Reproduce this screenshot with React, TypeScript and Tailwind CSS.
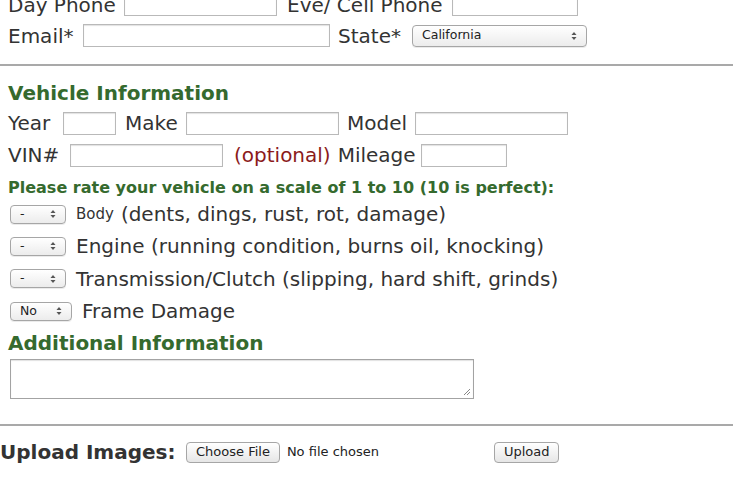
const font = { fontFamily: '"DejaVu Sans", Verdana, sans-serif' };

const Input = ({ w }: { w: string }) => (
  <div className={`h-[23px] ${w} shrink-0 border border-[#b9b9b9] bg-white shadow-[inset_0_1px_1px_rgba(0,0,0,0.12)]`} />
);

const Arrows = () => (
  <svg width="6" height="10" viewBox="0 0 6 10" className="shrink-0">
    <path d="M3 1 L5.5 4 H0.5 Z" fill="#555" />
    <path d="M3 9 L5.5 6 H0.5 Z" fill="#555" />
  </svg>
);

const Select = ({ label, w, h = 'h-[19px]' }: { label: string; w: string; h?: string }) => (
  <div
    className={`flex ${h} ${w} shrink-0 items-center justify-between rounded-[4px] border border-[#a6a6a6] bg-gradient-to-b from-white to-[#ececec] pl-[9px] pr-[9px] text-[12.5px] text-[#222] shadow-[0_1px_0_rgba(0,0,0,0.08)]`}
  >
    <span>{label}</span>
    <Arrows />
  </div>
);

const Button = ({ children }: { children: string }) => (
  <div className="flex h-[21px] shrink-0 items-center rounded-[4px] border border-[#a6a6a6] bg-gradient-to-b from-white to-[#e6e6e6] px-[9px] text-[13px] text-[#222]">
    {children}
  </div>
);

const Heading = ({ children }: { children: string }) => (
  <div className="flex h-[32px] items-center whitespace-nowrap pl-2 text-[20px] font-bold text-[#356a2e]">{children}</div>
);

const Label = ({ w, className = '', children }: { w?: string; className?: string; children: string }) => (
  <span className={`shrink-0 whitespace-nowrap ${w ?? ''} ${className}`}>{children}</span>
);

export default function App() {
  return (
    <div className="h-[490px] w-[736px] overflow-hidden bg-white text-[20px] text-[#333]" style={font}>
      <div className="-mt-[11px]">
        <div className="flex h-[31px] items-center gap-[9px] pl-2">
          <Label w="w-[107px]">Day Phone</Label>
          <Input w="w-[153px]" />
          <Label w="w-[156px]" className="ml-[1px]">Eve/ Cell Phone</Label>
          <Input w="w-[126px]" />
        </div>
        <div className="flex h-[31px] items-center pl-2">
          <Label w="w-[75px]">Email*</Label>
          <Input w="w-[247px]" />
          <Label w="w-[74px]" className="ml-[8px]">State*</Label>
          <Select label="California" w="w-[175px]" h="h-[22px]" />
        </div>
        <div className="mt-[13px] mr-[3px] h-[2px] border-t-2 border-[#a9a9a9]" />
        <div className="mt-[11px]">
          <Heading>Vehicle Information</Heading>
        </div>
        <div className="-mt-[2px] flex h-[32px] items-center pl-2">
          <Label w="w-[55px]">Year</Label>
          <Input w="w-[53px]" />
          <Label w="w-[61px]" className="ml-[9px]">Make</Label>
          <Input w="w-[153px]" />
          <Label w="w-[68px]" className="ml-[8px]">Model</Label>
          <Input w="w-[153px]" />
        </div>
        <div className="flex h-[32px] items-center pl-2">
          <Label w="w-[62px]">VIN#</Label>
          <Input w="w-[153px]" />
          <Label className="ml-[11px] text-[#8b1a1a]">(optional)</Label>
          <Label w="w-[83px]" className="ml-[7px]">Mileage</Label>
          <Input w="w-[86px]" />
        </div>
        <div className="mt-[2px] flex h-[30px] items-center whitespace-nowrap pl-2 text-[16px] font-bold text-[#356a2e]">
          Please rate your vehicle on a scale of 1 to 10 (10 is perfect):
        </div>
        <div className="-mt-[5px] flex h-[32px] items-center pl-[10px]">
          <Select label="-" w="w-[56px]" />
          <Label className="ml-[10px] text-[15px]">Body</Label>
          <Label className="ml-[7px]">(dents, dings, rust, rot, damage)</Label>
        </div>
        <div className="flex h-[32px] items-center pl-[10px]">
          <Select label="-" w="w-[56px]" />
          <Label className="ml-[10px]">Engine (running condition, burns oil, knocking)</Label>
        </div>
        <div className="flex h-[33px] items-center pl-[10px]">
          <Select label="-" w="w-[56px]" />
          <Label className="ml-[10px]">Transmission/Clutch (slipping, hard shift, grinds)</Label>
        </div>
        <div className="flex h-[32px] items-center pl-[10px]">
          <Select label="No" w="w-[62px]" />
          <Label className="ml-[10px]">Frame Damage</Label>
        </div>
        <Heading>Additional Information</Heading>
        <div className="pl-[10px]">
          <div className="relative h-[40px] w-[464px] border border-[#a3a3a3] bg-white shadow-[inset_0_1px_1px_rgba(0,0,0,0.12)]">
            <svg width="8" height="8" viewBox="0 0 8 8" className="absolute bottom-[2px] right-[2px]">
              <path d="M1 7 L7 1 M4 7 L7 4" stroke="#888" strokeWidth="1" />
            </svg>
          </div>
        </div>
        <div className="mt-[25px] mr-[3px] h-[2px] border-t-2 border-[#a9a9a9]" />
        <div className="mt-[14px] flex h-[24px] items-center">
          <Label w="w-[186px]" className="text-[20px] font-bold text-[#333]">Upload Images:</Label>
          <Button>Choose File</Button>
          <Label w="w-[207px]" className="ml-[7px] text-[13px] text-[#222]">No file chosen</Label>
          <Button>Upload</Button>
        </div>
      </div>
    </div>
  );
}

**WHAT IS ASKED**
Output the material word for word, omitting its pictures.

**TASK RESPONSE**
Reproduce this screenshot with React, TypeScript and Tailwind CSS.
const font = { fontFamily: '"DejaVu Sans", Verdana, sans-serif' };

const Input = ({ w }: { w: string }) => (
  <div className={`h-[23px] ${w} shrink-0 border border-[#b9b9b9] bg-white shadow-[inset_0_1px_1px_rgba(0,0,0,0.12)]`} />
);

const Arrows = () => (
  <svg width="6" height="10" viewBox="0 0 6 10" className="shrink-0">
    <path d="M3 1 L5.5 4 H0.5 Z" fill="#555" />
    <path d="M3 9 L5.5 6 H0.5 Z" fill="#555" />
  </svg>
);

const Select = ({ label, w, h = 'h-[19px]' }: { label: string; w: string; h?: string }) => (
  <div
    className={`flex ${h} ${w} shrink-0 items-center justify-between rounded-[4px] border border-[#a6a6a6] bg-gradient-to-b from-white to-[#ececec] pl-[9px] pr-[9px] text-[12.5px] text-[#222] shadow-[0_1px_0_rgba(0,0,0,0.08)]`}
  >
    <span>{label}</span>
    <Arrows />
  </div>
);

const Button = ({ children }: { children: string }) => (
  <div className="flex h-[21px] shrink-0 items-center rounded-[4px] border border-[#a6a6a6] bg-gradient-to-b from-white to-[#e6e6e6] px-[9px] text-[13px] text-[#222]">
    {children}
  </div>
);

const Heading = ({ children }: { children: string }) => (
  <div className="flex h-[32px] items-center whitespace-nowrap pl-2 text-[20px] font-bold text-[#356a2e]">{children}</div>
);

const Label = ({ w, className = '', children }: { w?: string; className?: string; children: string }) => (
  <span className={`shrink-0 whitespace-nowrap ${w ?? ''} ${className}`}>{children}</span>
);

export default function App() {
  return (
    <div className="h-[490px] w-[736px] overflow-hidden bg-white text-[20px] text-[#333]" style={font}>
      <div className="-mt-[11px]">
        <div className="flex h-[31px] items-center gap-[9px] pl-2">
          <Label w="w-[107px]">Day Phone</Label>
          <Input w="w-[153px]" />
          <Label w="w-[156px]" className="ml-[1px]">Eve/ Cell Phone</Label>
          <Input w="w-[126px]" />
        </div>
        <div className="flex h-[31px] items-center pl-2">
          <Label w="w-[75px]">Email*</Label>
          <Input w="w-[247px]" />
          <Label w="w-[74px]" className="ml-[8px]">State*</Label>
          <Select label="California" w="w-[175px]" h="h-[22px]" />
        </div>
        <div className="mt-[13px] mr-[3px] h-[2px] border-t-2 border-[#a9a9a9]" />
        <div className="mt-[11px]">
          <Heading>Vehicle Information</Heading>
        </div>
        <div className="-mt-[2px] flex h-[32px] items-center pl-2">
          <Label w="w-[55px]">Year</Label>
          <Input w="w-[53px]" />
          <Label w="w-[61px]" className="ml-[9px]">Make</Label>
          <Input w="w-[153px]" />
          <Label w="w-[68px]" className="ml-[8px]">Model</Label>
          <Input w="w-[153px]" />
        </div>
        <div className="flex h-[32px] items-center pl-2">
          <Label w="w-[62px]">VIN#</Label>
          <Input w="w-[153px]" />
          <Label className="ml-[11px] text-[#8b1a1a]">(optional)</Label>
          <Label w="w-[83px]" className="ml-[7px]">Mileage</Label>
          <Input w="w-[86px]" />
        </div>
        <div className="mt-[2px] flex h-[30px] items-center whitespace-nowrap pl-2 text-[16px] font-bold text-[#356a2e]">
          Please rate your vehicle on a scale of 1 to 10 (10 is perfect):
        </div>
        <div className="-mt-[5px] flex h-[32px] items-center pl-[10px]">
          <Select label="-" w="w-[56px]" />
          <Label className="ml-[10px] text-[15px]">Body</Label>
          <Label className="ml-[7px]">(dents, dings, rust, rot, damage)</Label>
        </div>
        <div className="flex h-[32px] items-center pl-[10px]">
          <Select label="-" w="w-[56px]" />
          <Label className="ml-[10px]">Engine (running condition, burns oil, knocking)</Label>
        </div>
        <div className="flex h-[33px] items-center pl-[10px]">
          <Select label="-" w="w-[56px]" />
          <Label className="ml-[10px]">Transmission/Clutch (slipping, hard shift, grinds)</Label>
        </div>
        <div className="flex h-[32px] items-center pl-[10px]">
          <Select label="No" w="w-[62px]" />
          <Label className="ml-[10px]">Frame Damage</Label>
        </div>
        <Heading>Additional Information</Heading>
        <div className="pl-[10px]">
          <div className="relative h-[40px] w-[464px] border border-[#a3a3a3] bg-white shadow-[inset_0_1px_1px_rgba(0,0,0,0.12)]">
            <svg width="8" height="8" viewBox="0 0 8 8" className="absolute bottom-[2px] right-[2px]">
              <path d="M1 7 L7 1 M4 7 L7 4" stroke="#888" strokeWidth="1" />
            </svg>
          </div>
        </div>
        <div className="mt-[25px] mr-[3px] h-[2px] border-t-2 border-[#a9a9a9]" />
        <div className="mt-[14px] flex h-[24px] items-center">
          <Label w="w-[186px]" className="text-[20px] font-bold text-[#333]">Upload Images:</Label>
          <Button>Choose File</Button>
          <Label w="w-[207px]" className="ml-[7px] text-[13px] text-[#222]">No file chosen</Label>
          <Button>Upload</Button>
        </div>
      </div>
    </div>
  );
}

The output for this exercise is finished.